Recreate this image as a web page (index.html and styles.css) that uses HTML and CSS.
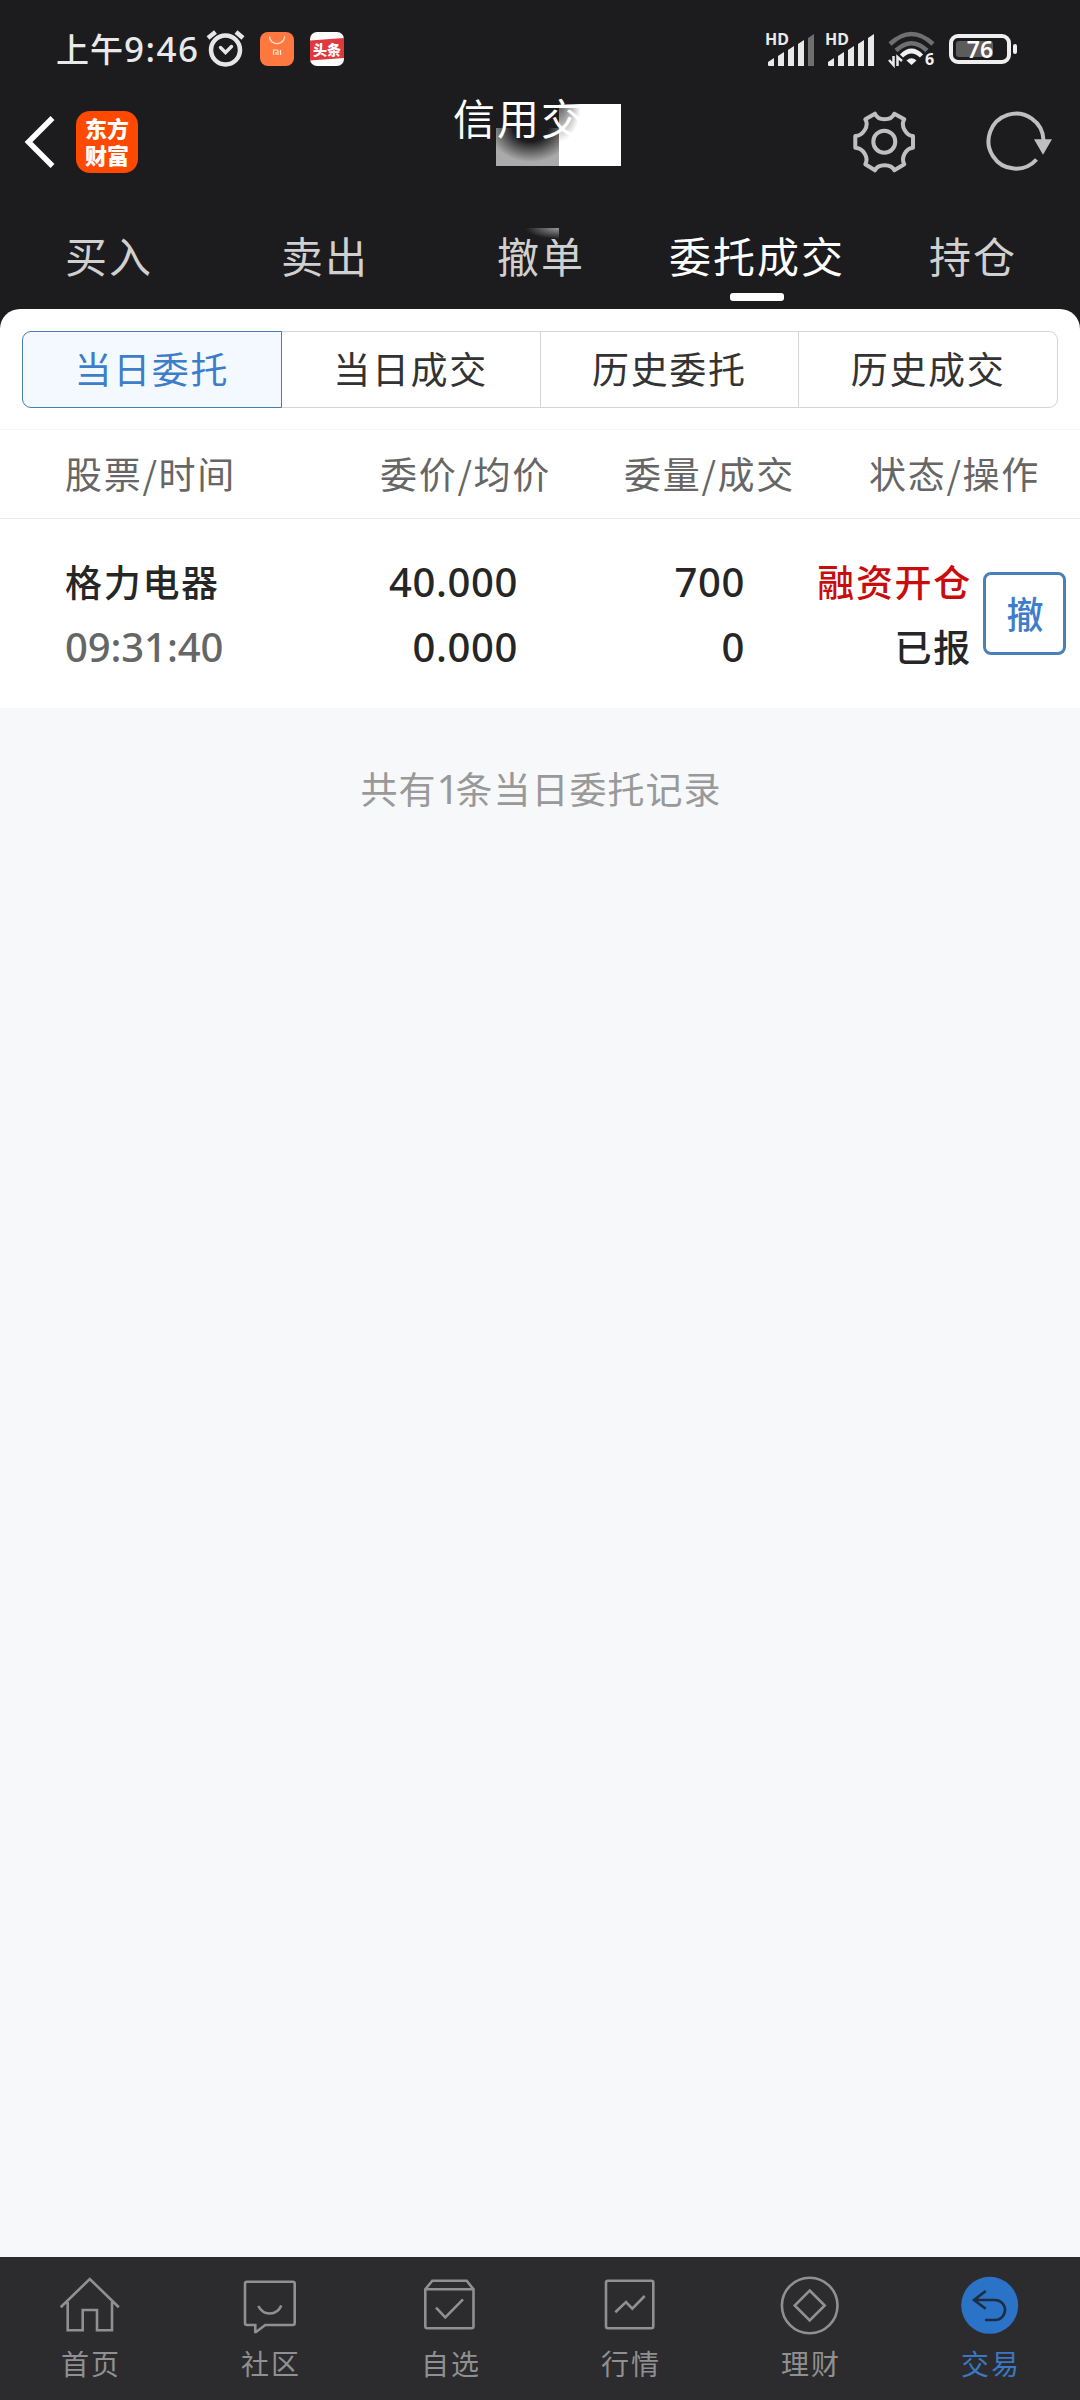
FILE: index.html
```
<!DOCTYPE html>
<html lang="zh-CN">
<head>
    <meta charset="UTF-8">
    <meta name="viewport" content="width=device-width, initial-scale=1.0">
    <title>信用交易</title>
    <link rel="stylesheet" href="styles.css">
</head>
<body>
    <header class="top">
        <div class="status-bar">
            <div class="status-time">上午<span class="time-num">9:46</span></div>
            <svg class="alarm" width="42" height="40" viewBox="0 0 42 40" fill="none" stroke="#e6e6e6" stroke-width="4.500" stroke-linecap="round">
                <circle cx="20.5" cy="21" r="14.5"/>
                <path d="M15.5 18.5l5 5 6-6" stroke-width="3.4"/>
                <path d="M3 9l7.5-6M31 3l7 6" stroke-linecap="butt"/>
            </svg>
            <svg class="app-icon" width="34" height="34" viewBox="0 0 34 34">
                <rect width="34" height="34" rx="8" fill="#ff7840"/>
                <path d="M9.500 4.500c0 9.500 15 9.500 15 0" fill="none" stroke="#ffe6cf" stroke-width="1.300"/>
                <path d="M13.500 23v-5h3.500q1 0 1 1v4M16 20v3M20.500 18v5" fill="none" stroke="#ffe6cf" stroke-width="1.200"/>
            </svg>
            <svg class="app-icon" width="34" height="34" viewBox="0 0 34 34">
                <rect width="34" height="34" rx="7" fill="#fff"/>
                <path d="M0 8.500L34 6v20L0 28.500z" fill="#e0383e"/>
                <text class="toutiao" x="17" y="22.500" text-anchor="middle">头条</text>
            </svg>
            <div class="status-right">
                <svg width="52" height="36" viewBox="0 0 52 36" fill="#e9e9e9">
                    <text class="hd" x="0" y="14">HD</text>
                    <path d="M3 31l6-4v8H4q-1 0-1-1zM13 25l6-4v14h-6zM23 19l6-4v20h-6zM33 13l6-4v26h-6z"/>
                    <path d="M43 7l6-4v32h-6z" fill="#6f6f70"/>
                </svg>
                <svg width="52" height="36" viewBox="0 0 52 36" fill="#e9e9e9">
                    <text class="hd" x="0" y="14">HD</text>
                    <path d="M3 31l6-4v8H4q-1 0-1-1zM13 25l6-4v14h-6zM23 19l6-4v20h-6zM33 13l6-4v26h-6zM43 7l6-4v32h-6z"/>
                </svg>
                <svg class="wifi" width="48" height="38" viewBox="0 0 48 38" fill="none" stroke="#6f6f70" stroke-width="4.500">
                    <path d="M2 14Q23.500-6 45 14M8 20.500Q23.500 6 39 20.500"/>
                    <path d="M13.500 26Q23.500 16 33.500 26" stroke="#f1f1f1" stroke-width="4.500"/>
                    <path d="M18.500 30.500Q23.500 26 28.500 30.500L23.500 35z" fill="#f1f1f1" stroke="none"/>
                    <path d="M1 30l4.500 5V26M9.500 36v-9l4.500 4" stroke="#e9e9e9" stroke-width="2.500"/>
                    <text class="wifi-six" x="37" y="35" stroke="none" fill="#f1f1f1">6</text>
                </svg>
                <svg class="battery" width="70" height="32" viewBox="0 0 70 32">
                    <rect x="2" y="3" width="58" height="26" rx="7" fill="none" stroke="#efefef" stroke-width="4"/>
                    <rect x="7" y="8" width="37" height="16" rx="3" fill="#5c5c5d"/>
                    <rect x="64" y="11" width="4" height="10" rx="2" fill="#efefef"/>
                    <text class="battery-num" x="31" y="24.500" text-anchor="middle">76</text>
                </svg>
            </div>
        </div>

        <div class="nav-bar">
            <svg class="back" width="30" height="52" viewBox="0 0 30 52" fill="none" stroke="#fff" stroke-width="5.500">
                <path d="M27.500 2L3.500 26l24 24"/>
            </svg>
            <div class="logo"><span>东方</span><span>财富</span></div>
            <div class="title">
                <span class="mask mask-gray"></span>
                <span class="mask mask-white"></span>
                <span class="title-text">信用交</span>
            </div>
            <div class="nav-actions">
                <svg width="62" height="62" viewBox="0 0 62 62" fill="none" stroke="#bfbfbf" stroke-width="4" stroke-linejoin="round">
                    <path d="M22 2.700C25 10 38.300 10 41.300 2.700L51.300 8.300C47 14.500 53.500 25 60 25V36.700C53 37 47.500 47 51.300 53.300L41.300 59.300C38.300 52.500 25 52.500 22 59.300L12.300 53.300C16 47 10.500 37 2.300 36.700V25C10 25 16.500 14.500 12.300 8.300Z"/>
                    <circle cx="31.300" cy="30.700" r="11"/>
                </svg>
                <svg width="66" height="62" viewBox="0 0 66 62">
                    <path d="M56.500 29A27.500 27.500 0 1 0 49.500 48.500" fill="none" stroke="#bfbfbf" stroke-width="4"/>
                    <path d="M47 28.300h18l-9 15.500z" fill="#bfbfbf"/>
                </svg>
            </div>
        </div>

        <nav class="tabs">
            <a class="tab">买入</a>
            <a class="tab">卖出</a>
            <a class="tab"><span class="mask mask-tab"></span>撤单</a>
            <a class="tab active">委托成交</a>
            <a class="tab">持仓</a>
        </nav>
    </header>

    <main>
        <div class="sheet-wrap">
            <section class="sheet">
                <div class="segments">
                    <div class="segment selected">当日委托</div>
                    <div class="segment">当日成交</div>
                    <div class="segment">历史委托</div>
                    <div class="segment">历史成交</div>
                </div>
                <div class="table-head">
                    <span>股票/时间</span>
                    <span>委价/均价</span>
                    <span>委量/成交</span>
                    <span>状态/操作</span>
                </div>
                <div class="order">
                    <div class="cell name">
                        <div>格力电器</div>
                        <div class="num time">09:31:40</div>
                    </div>
                    <div class="cell">
                        <div class="num">40.000</div>
                        <div class="num">0.000</div>
                    </div>
                    <div class="cell">
                        <div class="num">700</div>
                        <div class="num">0</div>
                    </div>
                    <div class="cell state">
                        <div class="red">融资开仓</div>
                        <div>已报</div>
                    </div>
                    <button class="cancel">撤</button>
                </div>
            </section>
        </div>
        <p class="summary">共有<span class="one">1</span>条当日委托记录</p>
    </main>

    <footer class="bottom-nav">
        <a class="nav-item">
            <svg width="60" height="60" viewBox="0 0 60 60">
                <path d="M.7 31.300L29.800 3l29 28.300M7.700 26v28.300h15V34H37v20.300h15V26"/>
            </svg>
            <span>首页</span>
        </a>
        <a class="nav-item">
            <svg width="60" height="60" viewBox="0 0 60 60">
                <path d="M7 5.700h45.700q2 0 2 2V47q0 2-2 2H25.300L16 56h-.7v-7H7q-2 0-2-2V7.700q0-2 2-2zM18.300 30c5 10 18.500 10 23-.5"/>
            </svg>
            <span>社区</span>
        </a>
        <a class="nav-item">
            <svg width="60" height="60" viewBox="0 0 60 60">
                <path d="M5.300 13.300L12.300 4.700h34.400l6.800 8.600v37q0 2-2 2H7.300q-2 0-2-2zh48.200M16 31.700l9.300 9.600 17.700-18"/>
            </svg>
            <span>自选</span>
        </a>
        <a class="nav-item">
            <svg width="60" height="60" viewBox="0 0 60 60">
                <rect x="6" y="4.700" width="47.300" height="47.600" rx="2"/>
                <path d="M15.300 36.300L26 26l6.300 6.700L44.700 20"/>
            </svg>
            <span>行情</span>
        </a>
        <a class="nav-item">
            <svg width="60" height="60" viewBox="0 0 60 60">
                <circle cx="29.700" cy="29.500" r="27.800"/>
                <path d="M29.700 14.500l15 15-15 15-15-15z"/>
            </svg>
            <span>理财</span>
        </a>
        <a class="nav-item current">
            <svg width="60" height="60" viewBox="0 0 60 60">
                <circle cx="29.700" cy="29.300" r="28.500"/>
                <path d="M25.700 15L14 24l11.700 8.700M14 24h21a10 10 0 0 1 0 20H25"/>
            </svg>
            <span>交易</span>
        </a>
    </footer>
</body>
</html>
```

FILE: styles.css
```
* {
    box-sizing: border-box;
}

body {
    display: flex;
    flex-direction: column;
    width: 1080px;
    height: 2400px;
    margin: 0;
    background-color: #f6f8fa;
    color: #262626;
    font-family: "Noto Sans CJK SC", sans-serif;
    font-size: 37px;
    letter-spacing: 1.7px;
}

svg {
    display: block;
    flex: none;
    overflow: visible;
}

.top {
    background-color: #1c1c1e;
    color: #d0d0d0;
}

/* status bar */
.status-bar {
    display: flex;
    align-items: center;
    height: 98px;
    padding: 0 61px 0 56px;
}

.status-time {
    width: 149px;
    line-height: 50px;
    font-size: 33px;
    font-weight: 500;
    letter-spacing: 1px;
    color: #e9e9e9;
    white-space: nowrap;
    padding-bottom: 2px;
}

.time-num {
    font-family: "Noto Sans", sans-serif;
    font-size: 35px;
    letter-spacing: 1.5px;
}

.alarm {
    margin-right: 13px;
}

.app-icon {
    margin-right: 16px;
}

.toutiao {
    font-size: 14px;
    font-weight: 900;
    letter-spacing: 0;
    fill: #fff;
}

.status-right {
    display: flex;
    align-items: center;
    gap: 8px;
    margin-left: auto;
}

.hd {
    font-family: "Noto Sans", sans-serif;
    font-size: 16px;
    font-weight: 700;
    letter-spacing: 0;
}

.wifi {
    margin-left: 3px;
}

.wifi-six {
    font-family: "Noto Sans", sans-serif;
    font-size: 16px;
    font-weight: 700;
    letter-spacing: 0;
}

.battery {
    margin-left: 5px;
}

.battery-num {
    font-family: "Noto Sans", sans-serif;
    font-size: 23px;
    font-weight: 600;
    letter-spacing: 0;
    fill: #fff;
}

/* title bar */
.nav-bar {
    display: flex;
    align-items: center;
    height: 88px;
    padding: 0 27px 0 25px;
}

.logo {
    display: flex;
    flex-direction: column;
    width: 62px;
    height: 62px;
    margin-left: 21px;
    padding-top: 3px;
    border-radius: 14px;
    background-color: #ff4800;
    color: #fff;
    font-size: 22px;
    font-weight: 900;
    line-height: 27px;
    letter-spacing: 0;
    text-align: center;
}

.title {
    position: relative;
    width: 176px;
    height: 62px;
    margin-left: 315px;
    color: #fff;
    font-size: 42px;
    line-height: 62px;
    letter-spacing: 2px;
    white-space: nowrap;
}

.title-text {
    position: relative;
    top: -25px;
}

/* blurred account name */
.mask {
    position: absolute;
}

.mask-gray {
    left: 43px;
    top: 17px;
    width: 63px;
    height: 38px;
    background: radial-gradient(ellipse 42px 34px at 55% 0, #1c1c1e 40%, #aaa 100%);
}

.mask-white {
    left: 106px;
    top: -7px;
    width: 62px;
    height: 62px;
    background: radial-gradient(ellipse 22px 38px at 0 0, #555 0, #fff 100%);
}

.mask-tab {
    left: 93px;
    top: 42px;
    width: 34px;
    height: 11px;
    background: radial-gradient(ellipse farthest-side at 100% 0, #999 0, #1c1c1e 100%);
}

.nav-actions {
    display: flex;
    gap: 72px;
    margin-left: auto;
}

/* tabs */
.tabs {
    display: flex;
    height: 123px;
}

.tab {
    position: relative;
    display: flex;
    flex-direction: column;
    align-items: center;
    width: 216px;
    padding: 38px 0 0 2px;
    font-size: 42px;
    line-height: 62px;
    letter-spacing: 2px;
}

.tab.active {
    color: #fff;
}

.tab.active::after {
    content: "";
    width: 54px;
    height: 8px;
    margin-top: 7px;
    border-radius: 3px;
    background-color: #fff;
}

/* order list */
main {
    flex: 1;
}

.sheet-wrap {
    background-color: #1c1c1e;
}

.sheet {
    height: 399px;
    padding-top: 22px;
    border-radius: 20px 20px 0 0;
    background-color: #fff;
}

.segments {
    display: flex;
    height: 77px;
    margin: 0 22px;
}

.segment {
    width: 260px;
    margin-right: -1px;
    border: 1px solid #d3d5d6;
    line-height: 73px;
    text-align: center;
    color: #333;
}

.segment:last-child {
    margin-right: 0;
    border-radius: 0 9px 9px 0;
}

.segment.selected {
    position: relative;
    border-color: #477eb4;
    border-radius: 9px 0 0 9px;
    background-color: #f4f9ff;
    color: #3d7dca;
}

.table-head {
    display: grid;
    grid-template-columns: 315px 244px 245px 1fr;
    height: 90px;
    margin-top: 21px;
    padding-left: 65px;
    border-top: 1px solid #f4f4f4;
    border-bottom: 1px solid #ebebeb;
    color: #666;
    line-height: 87px;
}

.order {
    display: flex;
    padding-top: 30px;
}

.cell {
    width: 227px;
    line-height: 65px;
    font-weight: 500;
    text-align: right;
    letter-spacing: 1.7px;
}

.cell.name {
    width: 291px;
    padding-left: 65px;
    text-align: left;
}

.num {
    font-family: "Noto Sans", sans-serif;
    font-size: 40px;
    letter-spacing: .6px;
}

.time {
    color: #666;
    letter-spacing: -.1px;
}

.red {
    color: #c90d0d;
}

.cancel {
    width: 83px;
    height: 83px;
    margin: 23px 0 0 11px;
    padding: 0 0 2px 1px;
    border: 3px solid #4a80b8;
    border-radius: 8px;
    background-color: #fff;
    color: #3d7dca;
    font-family: inherit;
    font-size: 37px;
    font-weight: 500;
}

.summary {
    margin: 47px 0 0;
    padding-left: 2px;
    color: #999;
    font-size: 37px;
    line-height: 66px;
    letter-spacing: 1px;
    text-align: center;
}

.one {
    font-family: "Noto Sans", sans-serif;
    font-size: 40px;
    line-height: 1;
    letter-spacing: -4px;
}

/* bottom navigation */
.bottom-nav {
    display: flex;
    height: 143px;
    background-color: #2c2c2e;
}

.nav-item {
    display: flex;
    flex-direction: column;
    align-items: center;
    width: 180px;
    padding-top: 19px;
    color: #909092;
    font-size: 28px;
    line-height: 40px;
    letter-spacing: 2px;
}

.nav-item svg {
    fill: none;
    stroke: #909092;
    stroke-width: 2.6;
}

.nav-item span {
    margin-top: 7px;
    padding-left: 2px;
}

.nav-item.current {
    color: #3b78c2;
}

.nav-item.current circle {
    fill: #2a73c7;
    stroke: none;
}

.nav-item.current path {
    stroke: #1d2c40;
}
```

### WORK INSTRUCTIONS
Write out every line of the listing that holds the word "index".

### RESULT OF THE EXERCISE
Recreate this image as a web page (index.html and styles.css) that uses HTML and CSS.
FILE: index.html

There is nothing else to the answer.